[Information shown]
——————————
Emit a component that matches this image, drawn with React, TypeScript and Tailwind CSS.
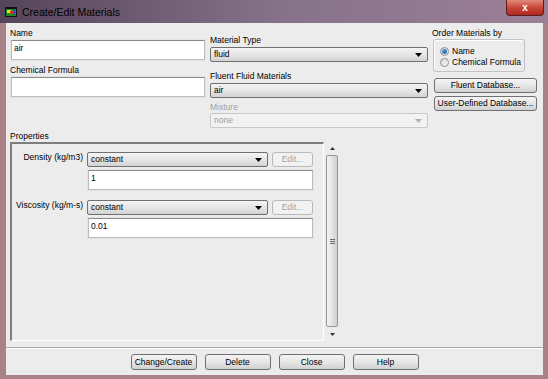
import React from 'react';
import clsx from 'clsx';

const Arrow = ({ disabled }: { disabled?: boolean }) => (
  <svg width="7" height="4" viewBox="0 0 7 4">
    <path d="M0 0h7L3.5 4z" fill={disabled ? '#b0b0b0' : '#000'} />
  </svg>
);

const Combo = ({ value, disabled, className }: { value: string; disabled?: boolean; className?: string }) => (
  <div
    className={clsx(
      'flex h-[15px] items-center justify-between rounded-[2px] border pl-[3px] pr-[5px]',
      disabled
        ? 'border-[#c8c8c8] bg-[#f2f2f2] text-[#9c9c9c]'
        : 'border-[#707070] bg-linear-to-b from-[#f4f4f4] via-[#e6e6e6] to-[#d3d3d3]',
      className
    )}
  >
    <span>{value}</span>
    <Arrow disabled={disabled} />
  </div>
);

const TextBox = ({ value, className }: { value?: string; className?: string }) => (
  <div
    className={clsx(
      'h-[20px] border border-[#bcbcbc] border-t-[#8a8a8a] bg-white px-[2px] pt-[2px] shadow-[0_0_0_1px_#e4e4e4]',
      className
    )}
  >
    {value}
  </div>
);

const Btn = ({ children, disabled, className }: { children: React.ReactNode; disabled?: boolean; className?: string }) => (
  <div
    className={clsx(
      'flex items-center justify-center rounded-[3px] border',
      disabled
        ? 'border-[#b9b9b9] bg-[#f2f2f2] text-[#a2a2a2]'
        : 'border-[#707070] bg-linear-to-b from-[#f4f4f4] via-[#e6e6e6] to-[#d1d1d1]',
      className
    )}
  >
    {children}
  </div>
);

const Radio = ({ label, checked }: { label: string; checked?: boolean }) => (
  <div className="flex h-[11px] items-center gap-[3px]">
    <div className="flex h-[9px] w-[9px] items-center justify-center rounded-full border border-[#8e8f8f] bg-linear-to-br from-[#d6d6d6] to-[#f8f8f8]">
      {checked && <div className="h-[5px] w-[5px] rounded-full bg-linear-to-br from-[#5aa6e6] to-[#1c5aa6]" />}
    </div>
    <span>{label}</span>
  </div>
);

const PropRow = ({ label, value, className }: { label: string; value: string; className?: string }) => (
  <div className={clsx('flex', className)}>
    <div className="w-[71px] text-right">{label}</div>
    <div className="ml-[4px] flex flex-col">
      <div className="flex gap-[4px]">
        <Combo value="constant" className="w-[181px]" />
        <Btn disabled className="h-[15px] w-[41px]">Edit...</Btn>
      </div>
      <TextBox value={value} className="ml-[1px] mt-[3px] w-[225px]" />
    </div>
  </div>
);

export default function App() {
  return (
    <div className="flex h-[379px] w-[548px] flex-col bg-[#a88286] font-['Liberation_Sans',Arial,sans-serif] text-[8.5px] leading-[11px] text-black">
      {/* title bar */}
      <div className="flex h-[23px] items-start bg-linear-to-r from-[#55445a] via-[#85728a] to-[#9c8096]">
        <div className="flex h-[23px] flex-1 items-center pl-[5px]">
          <svg width="12" height="10" viewBox="0 0 12 10">
            <rect x="0" y="0" width="12" height="10" fill="#111" />
            <rect x="1" y="2" width="10" height="7" fill="#1a8a2a" />
            <rect x="2" y="3" width="4" height="3" fill="#e8e020" />
            <rect x="5" y="4" width="3" height="3" fill="#e03020" />
            <rect x="8" y="3" width="2" height="4" fill="#2050d0" />
          </svg>
          <span className="ml-[5px] text-[10.5px] leading-[12px]">Create/Edit Materials</span>
        </div>
        <div className="mr-[4px] flex h-[16px] w-[38px] items-center justify-center rounded-b-[4px] border border-t-0 border-[#5a1e1e] bg-linear-to-b from-[#e2897a] via-[#c8463a] to-[#b0281e] text-[10px] font-bold leading-[10px] text-white">
          x
        </div>
      </div>

      {/* client area */}
      <div className="ml-[6px] mr-[5px] flex h-[352px] flex-col bg-[#ececec]">
        <div className="flex items-start pl-[4px] pt-[5px]">
          <div className="flex w-[196px] flex-col">
            <div>Name</div>
            <TextBox value="air" className="ml-[1px] mt-[1px] w-[194px]" />
            <div className="mt-[5px]">Chemical Formula</div>
            <TextBox className="ml-[1px] mt-[1px] w-[194px]" />
          </div>
          <div className="ml-[4px] flex w-[218px] flex-col pt-[7px]">
            <div>Material Type</div>
            <Combo value="fluid" className="mt-[1px]" />
            <div className="mt-[9px]">Fluent Fluid Materials</div>
            <Combo value="air" className="mt-[1px]" />
            <div className="mt-[4px] text-[#a0a0a0]">Mixture</div>
            <Combo value="none" disabled />
          </div>
          <div className="ml-[4px] flex w-[106px] flex-col">
            <div>Order Materials by</div>
            <div className="ml-[1px] flex h-[33px] w-[92px] flex-col rounded-[3px] border border-[#c2c2c2] pl-[6px] pt-[6px] shadow-[inset_1px_1px_0_#fff]">
              <Radio label="Name" checked />
              <Radio label="Chemical Formula" />
            </div>
            <Btn className="ml-[2px] mt-[6px] h-[15px] w-[103px]">Fluent Database...</Btn>
            <Btn className="ml-[2px] mt-[3px] h-[15px] w-[103px]">User-Defined Database...</Btn>
          </div>
        </div>

        <div className="mt-[3px] pl-[4px]">Properties</div>

        <div className="flex h-[199px] gap-[2px] pl-[4px]">
          <div className="flex w-[314px] flex-col border-b border-l-2 border-r border-t-2 border-b-white border-l-[#7e7e7e] border-r-white border-t-[#7e7e7e] pt-[8px]">
            <PropRow label="Density (kg/m3)" value="1" />
            <PropRow label="Viscosity (kg/m-s)" value="0.01" className="mt-[10px]" />
          </div>
          <div className="flex w-[12px] flex-col">
            <div className="flex h-[13px] items-center justify-center">
              <svg width="5" height="3" viewBox="0 0 5 3"><path d="M0 3h5L2.5 0z" fill="#333" /></svg>
            </div>
            <div className="flex flex-1 items-center justify-center rounded-[2px] border border-[#979797] bg-linear-to-r from-[#f3f3f3] via-[#e4e4e4] to-[#cfcfcf]">
              <div className="flex flex-col gap-[1px]">
                <div className="h-px w-[5px] bg-[#6a6a6a]" />
                <div className="h-px w-[5px] bg-[#6a6a6a]" />
                <div className="h-px w-[5px] bg-[#6a6a6a]" />
              </div>
            </div>
            <div className="flex h-[14px] items-center justify-center">
              <svg width="5" height="3" viewBox="0 0 5 3"><path d="M0 0h5L2.5 3z" fill="#333" /></svg>
            </div>
          </div>
        </div>

        <div className="mt-[6px] h-[2px] border-b border-t border-b-white border-t-[#a8a8a8]" />

        <div className="mt-[5px] flex justify-center gap-[8px]">
          <Btn className="h-[16px] w-[66px]">Change/Create</Btn>
          <Btn className="h-[16px] w-[66px]">Delete</Btn>
          <Btn className="h-[16px] w-[66px]">Close</Btn>
          <Btn className="h-[16px] w-[66px]">Help</Btn>
        </div>
      </div>
    </div>
  );
}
——————————
Read the data above and pull out each line that holds the string "React".

Emit a component that matches this image, drawn with React, TypeScript and Tailwind CSS.
import React from 'react';
const Btn = ({ children, disabled, className }: { children: React.ReactNode; disabled?: boolean; className?: string }) => (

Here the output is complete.